Direct link to the video on YouTube
Poet Nic S.’s reading of my poem at Whale Sound — her marvelous audiopoem blog which was already becoming one of my favorite online poetry sites even before she asked if she might include one of my own pieces — prompted me to revisit this poem and see what I might do in the way of envideoing it. This is just one idea, and perhaps not a particularly good one. I looked at a bunch of YouTube videos purporting to show Bigfoot, and after a while I realized they reminded me of some shaky, fuzzy footage of my own…
It was actually another poet-blogger, Scott Standridge at The Sonnet Project, whose reprint from the Via Neg archives brought the poem to Nic’s attention, I think. As I said to Scott when I found his post, I’d pretty much forgotten the poem. I’m grateful to both of them for helping me rediscover it.
Go, you!! I totally get where you are coming from with the ‘shaky, fuzzy’ thing – very bigfooty. Very happy to collaborate on your, er, my, er, our poem. Thanks for sharing, N
Hey, I’m glad that worked for you. I had my doubts after the first draft (or whatever the equivalent term is for filmmaking), but I slept on it, and this morning it still seemed O.K. It’s tempting to try another version with just forest footage, but then one might expect a a more literal soundtrack with saw-whet owl calls, a trout splash, etc., and excessive literalism makes for boring videopoetry, I find.
The two main things I learned from your reading was that this poem might also be a statement about poetics (isn’t it odd how authors often have the poorest idea of what their poems are about?) and that long pauses can not only create space, but can help focus the reader’s attention — especially in a poem that has so much to do with listening.
it’s a great poem, dave! and i do love the reading of it in this version. (i did not hear/read the original.)
Thanks, Carolee! Nic does read well, doesn’t she? And it’s always a pleasure just to hear one’s poems in a voice different from the voice we hear in our heads, which in my case is a low monotone.
Beautiful.
Thanks. You know, I’m tempted to ask permission to envideo some of the other poems on Whale Sound, but I’m not sure I could do them justice.
Loved the ambiguous video, like an old-style fetish carving which could represent any of a number of animals. Did find, however, that the forest sounds distracted me from Nic’s masterful handling of the spaces.
Dear God, she is the T. Monk of readers, isn’t she? And she marries the intelligence of her reading with what surely is (given timbre, grain, humor, diction) a professional-trained voice. Has anyone ever pronounced “poem” so beautifully? And “you know – those interlopers” has lodged itself in my brain.
O for a CD-length collaborations between the two of you. Would love to hear her take on “Grave Dug by Beasts” or “The Celibate Couple Pursued.”
Hi Julia – I’m glad you share my high opinion of Nic’s readings. I know I would buy a CD of her reading the poems at Whale Sound — and if the site continues to attract the attention it deserves, she may have a ready market for such a spin-off by the time she’s done.

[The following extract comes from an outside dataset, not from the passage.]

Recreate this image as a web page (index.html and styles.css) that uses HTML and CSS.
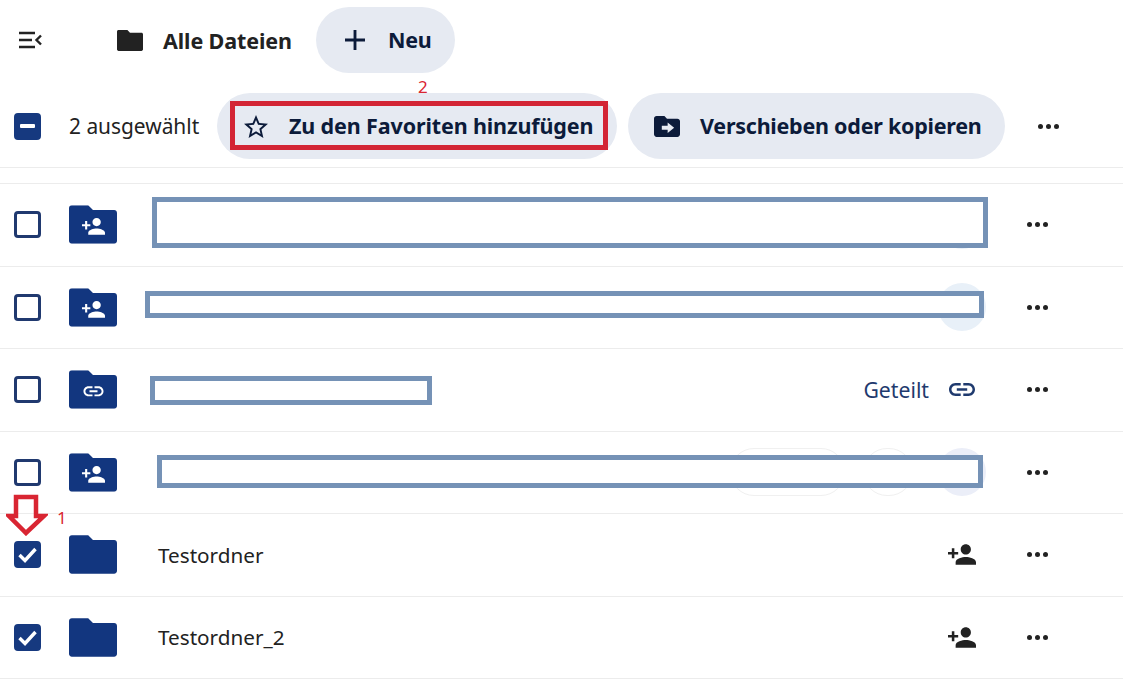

I actually never tried seeing what that video would be like without the original soundtrack. Interesting suggestion. I should also see what it sounds like with just the pileated woodpecker alarm calls removed.
this was fabulous! you’re something dave.
Thank you, q.r. Good to know you’re still here.
Add my kudos to the rest, Dave. Good to see interesting footage salvaged and used to enhance a fine poem.
Thanks, Sherry. And I know you can be a tough critic of videopoems. I guess what made me think this would work was the part where the bear sits down and tilts his head back, enjoying the morning — very poet-like, I thought.